Legacy systems often serve as the backbone for critical business operations. They contain decades of accumulated logic, data structures, and workflows. Over time, documentation becomes stale or disappears entirely. New team members face steep learning curves when attempting to understand these environments. Without clear visualizations, the complexity remains hidden within the code.

UML object diagrams provide a specific type of static view. Unlike class diagrams which show the blueprint, object diagrams display instances. This distinction is vital when analyzing existing systems. You are looking at a snapshot of the runtime environment. This perspective reveals how components interact at a specific moment in time. Understanding this snapshot helps in reverse engineering and maintenance.

Understanding Object Diagrams in a Legacy Context 📊

Before diving into interpretation, it is necessary to define the tool. A UML object diagram is a static structure diagram. It shows a complete snapshot of the system at a given time. It consists of objects and the links between them. Each object represents an instance of a class. The links represent relationships such as associations or aggregations.

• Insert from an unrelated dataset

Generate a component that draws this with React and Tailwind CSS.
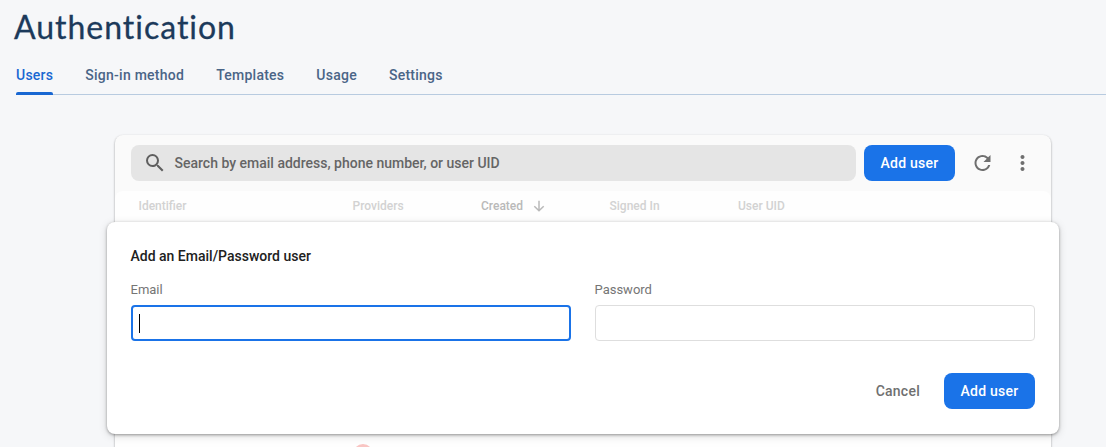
import React from 'react';

const tabs = ['Users', 'Sign-in method', 'Templates', 'Usage', 'Settings'];

function SearchIcon() {
  return (
    <svg viewBox="0 0 24 24" className="size-6 shrink-0 fill-[#5f5f5f]">
      <path d="M15.5 14h-.79l-.28-.27A6.471 6.471 0 0 0 16 9.5 6.5 6.5 0 1 0 9.5 16c1.61 0 3.09-.59 4.23-1.57l.27.28v.79l5 4.99L20.49 19l-4.99-5zm-6 0C7.01 14 5 11.99 5 9.5S7.01 5 9.5 5 14 7.01 14 9.5 11.99 14 9.5 14z" />
    </svg>
  );
}

function RefreshIcon() {
  return (
    <svg viewBox="0.5 0 24 24" className="size-6 fill-[#6f6f6f]">
      <path d="M17.65 6.35A7.958 7.958 0 0 0 12 4c-4.42 0-7.99 3.58-7.99 8s3.57 8 7.99 8c3.73 0 6.84-2.55 7.73-6h-2.08A5.99 5.99 0 0 1 12 18c-3.31 0-6-2.69-6-6s2.69-6 6-6c1.66 0 3.14.69 4.22 1.78L13 11h7V4l-2.35 2.35z" />
    </svg>
  );
}

function MoreIcon() {
  return (
    <svg viewBox="0.5 0 24 24" className="size-6 fill-[#6f6f6f]">
      <path d="M12 8c1.1 0 2-.9 2-2s-.9-2-2-2-2 .9-2 2 .9 2 2 2zm0 2c-1.1 0-2 .9-2 2s.9 2 2 2 2-.9 2-2-.9-2-2-2zm0 6c-1.1 0-2 .9-2 2s.9 2 2 2 2-.9 2-2-.9-2-2-2z" />
    </svg>
  );
}

function ArrowDownIcon() {
  return (
    <svg viewBox="0 0 12 12" className="ml-2.5 size-3 fill-none stroke-[#b9b9b9] stroke-[1.5]">
      <path d="M6 .7v10M1.3 6.2 6 10.8l4.7-4.6" />
    </svg>
  );
}

function PrimaryButton({ children }) {
  return (
    <button className="h-9 w-[91px] rounded-lg bg-[#1a73e8] text-sm font-medium tracking-[0.25px] text-white">
      {children}
    </button>
  );
}

export default function App() {
  return (
    <div className="h-[447px] overflow-hidden bg-[#f6f7f9] font-['Roboto',sans-serif]">
      <h1 className="h-[55px] pl-[14px] pt-[5px] font-['Lato',sans-serif] text-[32px] leading-[44px] tracking-[0.98px] text-[#1c3a5b] [-webkit-text-stroke:0.3px_#1c3a5b]">
        Authentication
      </h1>
      <nav className="ml-4 flex h-10 gap-8 border-b border-[#b8cbe0] text-sm font-medium tracking-[0.25px] text-[#4a6587]">
        {tabs.map((tab, i) => (
          <a key={tab} className={i === 0 ? 'relative pt-[10px] text-[#1967d2]' : 'pt-[10px]'}>
            {tab}
            {i === 0 && <span className="absolute inset-x-0 -bottom-px h-[3px] rounded-t-[2px] bg-[#1967d2]" />}
          </a>
        ))}
      </nav>
      <main className="ml-[115px] mt-10 h-[340px] w-[936px] rounded-lg bg-[#fafafa] shadow-[0_1px_2px_rgba(0,0,0,0.3),0_1px_3px_rgba(0,0,0,0.12)]">
        <div className="flex h-14 items-center pl-4">
          <div className="flex h-9 w-[725px] items-center rounded-lg bg-[#e5e5e5] pl-[11.5px] text-sm font-medium text-[#656565]">
            <SearchIcon />
            <span className="ml-2">Search by email address, phone number, or user UID</span>
          </div>
          <div className="ml-2 flex">
            <PrimaryButton>Add user</PrimaryButton>
          </div>
          <button className="ml-4"><RefreshIcon /></button>
          <button className="ml-4"><MoreIcon /></button>
        </div>
        <div className="h-[284px] rounded-t-lg bg-[#fefefe]">
          <div className="grid h-[31px] grid-cols-[214px_128.5px_128.5px_128.5px_1fr] items-center pb-px pl-[23.5px] text-xs font-medium text-[#d2d2d2]">
            <span>Identifier</span>
            <span>Providers</span>
            <span className="flex items-center text-[#b9b9b9]">Created<ArrowDownIcon /></span>
            <span>Signed In</span>
            <span>User UID</span>
          </div>
          <section className="relative -mx-2 flex h-[212px] flex-col rounded-lg bg-white px-6 pt-6 shadow-[0_1px_3px_rgba(0,0,0,0.35),0_2px_8px_rgba(0,0,0,0.15)]">
            <h2 className="-ml-[0.5px] text-sm leading-5 font-medium text-[#212121]">Add an Email/Password user</h2>
            <div className="mt-4 grid grid-cols-2 gap-6">
              <label className="text-[13px] leading-4 text-[#757575]">
                <span className="-ml-[0.5px]">Email</span>
                <span className="mt-[7px] flex h-9 items-center rounded border-2 border-[#1a73e8] pl-1.5">
                  <span className="h-[19px] w-px bg-black" />
                </span>
              </label>
              <label className="text-[13px] leading-4 text-[#757575]">
                <span className="-ml-[0.5px]">Password</span>
                <span className="mt-[7px] block h-9 rounded border border-[#dedede]" />
              </label>
            </div>
            <div className="mt-8 flex justify-end gap-6">
              <button className="text-sm font-medium tracking-[0.25px] text-[#707070]">Cancel</button>
              <PrimaryButton>Add user</PrimaryButton>
            </div>
          </section>
          <div className="ml-[238px] mt-[10px] size-5 rounded-full bg-[#f9c5c3]" />
        </div>
      </main>
    </div>
  );
}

Why choose this over a class diagram for legacy work? Class diagrams describe potential structures. Object diagrams describe actual usage. In a legacy system, the actual usage often differs from the original design. Features are added, and connections are forged over years. An object diagram captures the reality of the current state.

Key Components of an Object Diagram

• Instances: These are the specific objects. They are named with a colon and the class name. For example, customer:CustomerRecord.
• Attributes: You can show the current values of attributes. This is useful for debugging data flow issues.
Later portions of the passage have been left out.